Mea Maxima Culpa. Guest blogger Chris Geraghty

Mar 31, 2013

If you are a pious, conservative member of the Catholic Church, stay away from any movie theatre showing the documentary Mea Maxima Culpa. You will be exposed to scenes of diabolical evil, revolting details of lives destroyed, to corruption, institutional ineptitude, chronic, sinful delay, ignorance, injustice and a disturbing misuse, no, an abuse of power – all in the name of Jesus.
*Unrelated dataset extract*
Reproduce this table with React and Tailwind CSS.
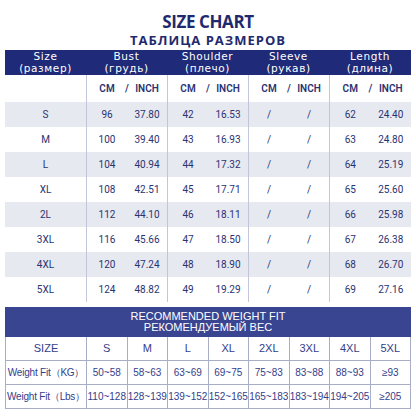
const sizes = [
    {s: 'S', b: ['96', '37.80'], sh: ['42', '16.53'], l: ['62', '24.40']},
    {s: 'M', b: ['100', '39.40'], sh: ['43', '16.93'], l: ['63', '24.80']},
    {s: 'L', b: ['104', '40.94'], sh: ['44', '17.32'], l: ['64', '25.19']},
    {s: 'XL', b: ['108', '42.51'], sh: ['45', '17.71'], l: ['65', '25.60']},
    {s: '2L', b: ['112', '44.10'], sh: ['46', '18.11'], l: ['66', '25.98']},
    {s: '3XL', b: ['116', '45.66'], sh: ['47', '18.50'], l: ['67', '26.38']},
    {s: '4XL', b: ['120', '47.24'], sh: ['48', '18.90'], l: ['68', '26.70']},
    {s: '5XL', b: ['124', '48.82'], sh: ['49', '19.29'], l: ['69', '27.16']},
]

const heads = [
    ['Size', '(размер)'],
    ['Bust', '(грудь)'],
    ['Shoulder', '(плечо)'],
    ['Sleeve', '(рукав)'],
    ['Length', '(длина)'],
]

const weight = [
    ['SIZE', 'S', 'M', 'L', 'XL', '2XL', '3XL', '4XL', '5XL'],
    ['Weight Fit（KG）', '50~58', '58~63', '63~69', '69~75', '75~83', '83~88', '88~93', '≥93'],
    ['Weight Fit（Lbs）', '110~128', '128~139', '139~152', '152~165', '165~183', '183~194', '194~205', '≥205'],
]

const narrow = "font-['Liberation_Sans_Narrow','Roboto',sans-serif]"
const cols = 'grid grid-cols-[81px_81px_81px_81px_82px]'

function Pair({a, b, mid}) {
    return (
        <div className="grid h-full grid-cols-2 items-center border-l border-[#c3c6da] relative">
            <span className="text-center">{a}</span>
            {mid ? <span className="absolute left-1/2 -translate-x-1/2">/</span> : null}
            <span className="text-center">{b}</span>
        </div>
    )
}

export default function App() {
    return (
        <div className="w-[416px] h-[416px] bg-white px-[5px] overflow-hidden">
            <div className="pt-[11px] text-center text-[#1f2a6e] font-['Open_Sans',sans-serif]">
                <div className="text-[17px] font-bold leading-[21px] tracking-[-0.4px]">SIZE CHART</div>
                <div className="text-[13px] font-bold leading-[16px] tracking-[1px]">ТАБЛИЦА РАЗМЕРОВ</div>
            </div>

            <div className={`${cols} mt-[2px] h-[25px] bg-[#1f2a78] text-white font-['DejaVu_Sans',sans-serif] text-[10.5px] leading-[11.5px] tracking-[0.6px]`}>
                {heads.map(([a, b]) => (
                    <div key={a} className="flex flex-col items-center justify-center">
                        <span>{a}</span>
                        <span>{b}</span>
                    </div>
                ))}
            </div>

            <div className={`${cols} h-[27px] text-[10px] font-semibold text-[#2a3372] ${narrow}`}>
                <div/>
                {[0, 1, 2, 3].map((i) => (
                    <Pair key={i} a="CM" b="INCH" mid/>
                ))}
            </div>

            {sizes.map((r, i) => (
                <div key={r.s} className={`${cols} h-[25px] text-[10px] text-[#2a3372] ${narrow} ${i % 2 === 0 ? 'bg-[#e7e9f0]' : ''}`}>
                    <div className="flex items-center justify-center">{r.s}</div>
                    <Pair a={r.b[0]} b={r.b[1]}/>
                    <Pair a={r.sh[0]} b={r.sh[1]}/>
                    <Pair a="/" b="/"/>
                    <Pair a={r.l[0]} b={r.l[1]}/>
                </div>
            ))}

            <div className="mt-[5px] h-[30px] bg-[#3a4591] text-white font-['Liberation_Sans',sans-serif] text-[11px] leading-[11px] flex flex-col items-center justify-center">
                <span>RECOMMENDED WEIGHT FIT</span>
                <span>РЕКОМЕНДУЕМЫЙ ВЕС</span>
            </div>

            <div className="border-l border-[#a9adc6] font-['Liberation_Sans',sans-serif] text-[#34408a]">
                {weight.map((row, ri) => (
                    <div key={ri} className="grid grid-cols-[81px_repeat(8,1fr)] h-[24px]">
                        {row.map((c, ci) => (
                            <div
                                key={ci}
                                className={`flex items-center justify-center border-r border-b border-[#a9adc6] whitespace-nowrap ${ri === 0 ? 'text-[11px]' : 'text-[10px]'} ${ci === 0 && ri > 0 ? 'tracking-[-0.2px]' : ''}`}
                            >
                                {c}
                            </div>
                        ))}
                    </div>
                ))}
            </div>
        </div>
    )
}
If you are a loyal member of the institution, a little person with a simple, delicate faith who wants to believe the best of those you call “Father”, “Your Grace”, “Your Eminence”, protect yourself from the agony of knowledge, cover your face, clench your fists and pretend that the characters of this documentary never existed.

 

Mea Maxima Culpa – Silence in the House of God was directed by Alex Gibney and, in this 1 hour and 46 minutes documentary, he exposes the sexual abuse of little deaf boys who could not speak, by a clerical predator in the diocese of Milwaukee, and it records the lifelong battle of four of these boys to be heard, to be dealt with compassionately and justly. It is an horrific story interlaced with vignettes involving other priests, archbishops, cardinals, popes, and serial offenders from Ireland and Italy. We learn the dirty details surrounding the life of the Vatican darling, Marcial Marciel Degollado who founded the Legionaries of Christ, a friend of Pope John Paul II, a close associate of the powerful Cardinal Angelo Sodano, a gold-carded donor to the Vatican coffers, a serial pedophile abuser of his seminarians and even of his own illegitimate children. We meet Father Tony Walsh, a singing priest in Dublin who could entertain incredulous fans with his impersonation of The King, and who, among a large field of competitors, won the reputation of being the most notorious clerical pedophile in Ireland. We watch, with mouth agog, as his bishop, the effete Archbishop Connell, tells us that he was too busy, with too much to do, to follow up complaints about Father Walsh. We witness Marcial Marciel’s friend, the silly angelic Cardinal Sodano, advise the pope in solemn ceremony, not to concern himself about “the  petty gossip “ circling the world, involving clerical pedophilia and the quality of the Vatican’s response.

 

But the documentary focuses its attention on Father Murphy. He was for almost twenty-five years, from 1950 to 1974, and in the face of serious complaints of criminal behaviour, in charge of a boarding school of little boys who were all profoundly deaf. He had been blessed with the special gift of communicating with his charges by sign language. Over the years, he selected his sexual victims carefully, making sure that he assaulted and raped those boys whose parents could not use sign language and therefore could not communicate effectively with their own sons. He was a monster. You will need a strong stomach and an unshakeable faith to endure this documentary to its conclusion. It is a powerful and damning indictment on the hierarchy, the clerical club and the Vatican. Watching the victims expressing their primeval, gut emotions through their eyes and hands was for me a transforming experience, beyond the world of written or spoken words. The images these men created were overwhelming.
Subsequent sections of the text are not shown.